Municipality in Rio Grande do Norte, Brazil

Brejinho is a municipality in the state of Rio Grande do Norte in the Northeast region of Brazil. With an area of 61.559 km², of which 2.7031 km² is urban, it is located 47 km from Natal, the state capital, and 1,737 km from Brasília, the federal capital. Its population in the 2022 demographic census was 12,202 inhabitants, according to the Brazilian Institute of Geography and Statistics (IBGE), ranking as the 49th most populous municipality in the state of Rio Grande do Norte.

== Geography ==
The territory of Brejinho covers 61.559 km², of which 2.7031 km² constitutes the urban area. It sits at an average altitude of 144 meters above sea level. Brejinho borders these municipalities: to the north, Monte Alegre and Lagoa de Pedras; to the south, Passagem; to the east, Monte Alegre and Jundiá; and to the west, Lagoa de Pedras and Santo Antônio. The city is located 47 km from the state capital Natal, and 1,737 km from the federal capital Brasília.

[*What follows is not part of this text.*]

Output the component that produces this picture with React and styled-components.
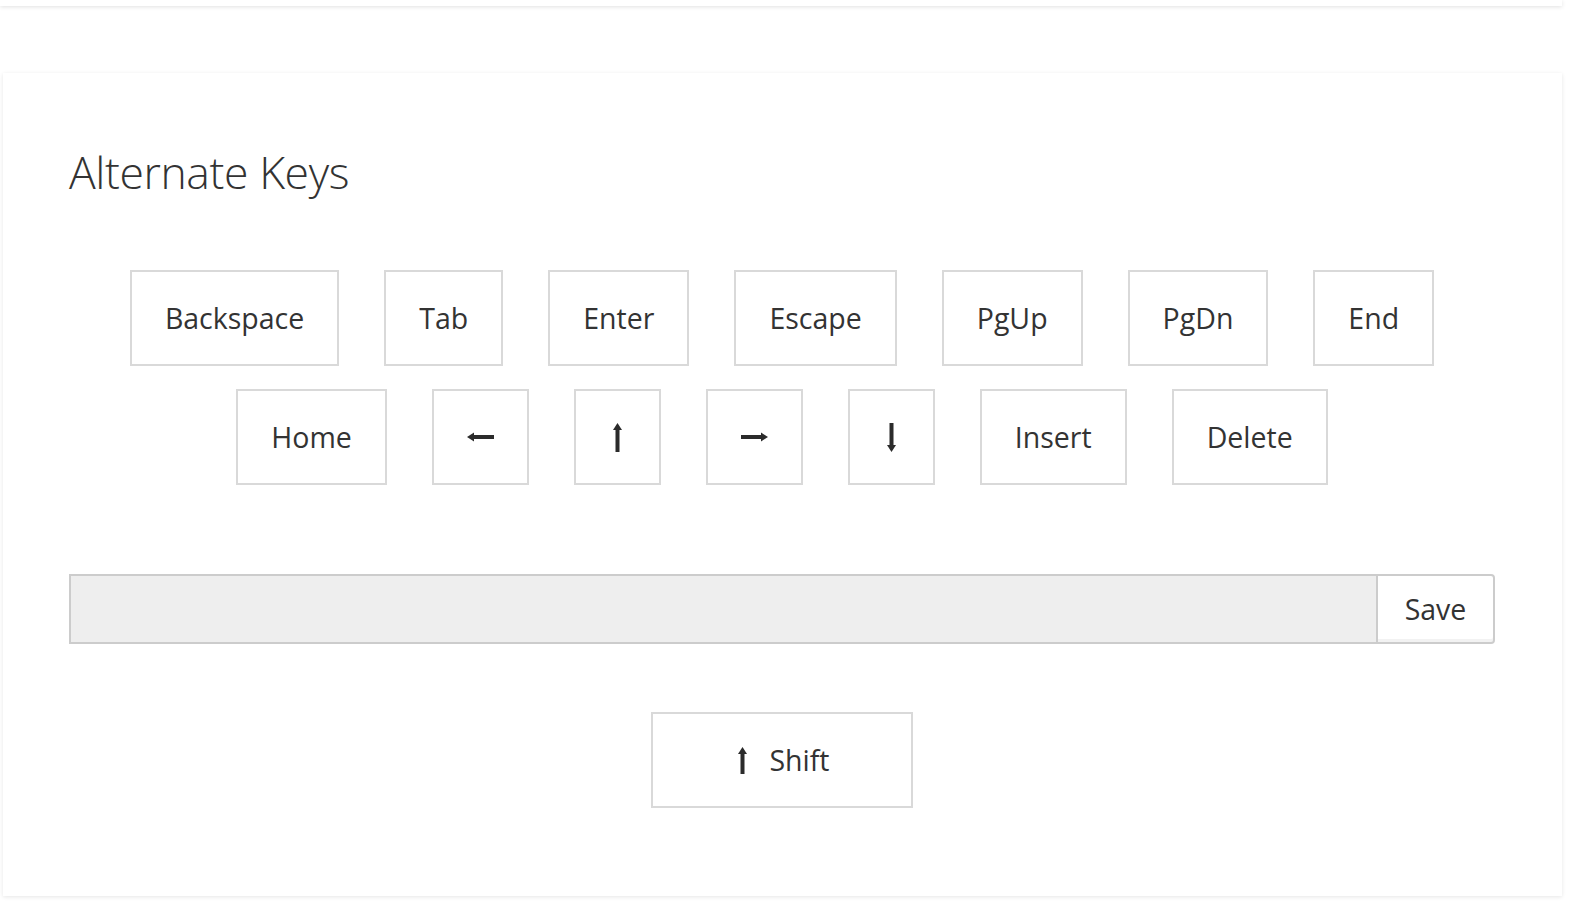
import React from 'react';
import styled, { createGlobalStyle } from 'styled-components';

const GlobalStyle = createGlobalStyle`
  html, body {
    margin: 0;
    padding: 0;
    background: #ffffff;
    font-family: "Open Sans", "Noto Sans", sans-serif;
    color: #333333;
  }
`;

const Page = styled.div`
  width: 1571px;
  height: 906px;
  overflow: hidden;
  background: #ffffff;
`;

const TopBar = styled.div`
  height: 6px;
  margin-right: 9px;
  background: #ffffff;
  box-shadow: 0 1px 4px rgba(0, 0, 0, 0.12);
`;

const Panel = styled.section`
  margin: 67px 9px 0 3px;
  height: 823px;
  box-sizing: border-box;
  padding: 77px 67px 0 66px;
  background: #ffffff;
  box-shadow: 0 1px 4px rgba(0, 0, 0, 0.1);
  display: flex;
  flex-direction: column;
`;

const Title = styled.h1`
  margin: 0;
  font-size: 44.5px;
  line-height: 44px;
  font-weight: 300;
  letter-spacing: -0.4px;
  color: #333333;
`;

const KeyRows = styled.div`
  margin-top: 76px;
  display: flex;
  flex-direction: column;
  gap: 23px;
`;

const KeyRow = styled.div`
  display: flex;
  justify-content: center;
  gap: 45px;
`;

const Key = styled.button`
  height: 96px;
  box-sizing: border-box;
  padding: 0 33px;
  border: 2px solid #d9d9d9;
  border-radius: 0;
  background: #ffffff;
  font-family: "Open Sans", "Noto Sans", sans-serif;
  font-size: 28.5px;
  color: #333333;
  display: inline-flex;
  align-items: center;
  justify-content: center;
  cursor: pointer;
`;

const InputGroup = styled.div`
  margin-top: 89px;
  display: flex;
  height: 70px;
`;

const TextField = styled.input`
  flex: 1;
  box-sizing: border-box;
  height: 100%;
  background: #eeeeee;
  border: 2px solid #cccccc;
  border-right: none;
  border-radius: 0;
  outline: none;
  font-family: "Open Sans", sans-serif;
  font-size: 24px;
  padding: 0 16px;
`;

const SaveButton = styled.button`
  width: 119px;
  height: 100%;
  box-sizing: border-box;
  background: #ffffff;
  border: 2px solid #cccccc;
  border-radius: 0 4px 4px 0;
  box-shadow: inset 0 -3px 0 #f2f2f2;
  font-family: "Open Sans", "Noto Sans", sans-serif;
  font-size: 28.5px;
  color: #333333;
  cursor: pointer;
`;

const ShiftRow = styled.div`
  margin-top: 68px;
  display: flex;
  justify-content: center;
`;

const ShiftKey = styled(Key)`
  width: 262px;
  gap: 18px;
`;

const ArrowH = ({ dir }) => (
  <svg width="27" height="12" viewBox="0 0 27 12" style={{ transform: dir === 'right' ? 'scaleX(-1)' : 'none' }}>
    <rect x="6" y="4" width="21" height="4" fill="#2b2b2b" />
    <polygon points="0,6 7,1.5 7,10.5" fill="#2b2b2b" />
  </svg>
);

const ArrowV = ({ dir, h = 29 }) => (
  <svg width="17" height={h} viewBox={`0 0 17 ${h}`} style={{ transform: dir === 'down' ? 'scaleY(-1)' : 'none' }}>
    <rect x="6.5" y="6" width="4" height={h - 6} fill="#2b2b2b" />
    <polygon points="8.5,0 4,7 13,7" fill="#2b2b2b" />
  </svg>
);

const rowOne = ['Backspace', 'Tab', 'Enter', 'Escape', 'PgUp', 'PgDn', 'End'];

export default function App() {
  return (
    <Page>
      <GlobalStyle />
      <TopBar />
      <Panel>
        <Title>Alternate Keys</Title>
        <KeyRows>
          <KeyRow>
            {rowOne.map(k => (
              <Key key={k}>{k}</Key>
            ))}
          </KeyRow>
          <KeyRow>
            <Key>Home</Key>
            <Key aria-label="Left"><ArrowH dir="left" /></Key>
            <Key aria-label="Up"><ArrowV dir="up" /></Key>
            <Key aria-label="Right"><ArrowH dir="right" /></Key>
            <Key aria-label="Down"><ArrowV dir="down" /></Key>
            <Key>Insert</Key>
            <Key>Delete</Key>
          </KeyRow>
        </KeyRows>
        <InputGroup>
          <TextField type="text" />
          <SaveButton>Save</SaveButton>
        </InputGroup>
        <ShiftRow>
          <ShiftKey>
            <ArrowV dir="up" h={27} />
            <span>Shift</span>
          </ShiftKey>
        </ShiftRow>
      </Panel>
    </Page>
  );
}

Under the territorial division established in 2017 by the Brazilian Institute of Geography and Statistics (IBGE), the municipality belongs to the immediate geographical region of Natal, within the intermediate region of Natal. Previously, under the microregion and mesoregion divisions, it was part of the microregion of Agreste Potiguar in the mesoregion of Agreste Potiguar.

== Demographics ==
In the 2022 census, the municipality had a population of 12,202 inhabitants and ranked 46th in the state that year (out of 167 municipalities), with 50.94% female and 49.06% male, resulting in a sex ratio of 96.30 (9,630 men for every 10,000 women), compared to 11,577 inhabitants in the 2010 census (77.09% living in the urban area), when it held the 50th state position. Between the 2010 and 2022 censuses, the population of Brejinho changed at an annual geometric growth rate of 0.44%. Regarding age group in the 2022 census, 67.37% of the inhabitants were between 15 and 64 years old, 21.66% were under fifteen, and 10.97% were 65 or older. The population density in 2022 was 198.22 inhabitants per square kilometer. There were 4.197 housing units with an average of 2.9 inhabitants per household.

The municipality's Human Development Index (HDI-M) was considered medium, according to data from the United Nations Development Programme (UNDP). According to the 2010 report published in 2013, its value was 0.592, ranking 137th in the state and 4,590th nationally (out of 5,565 municipalities), and the Gini coefficient rose from 0.4 in 2003 to 0.5 in 2010. Considering only the longevity index, its value is 0.722, the income index is 0.585, and the education index is 0.492.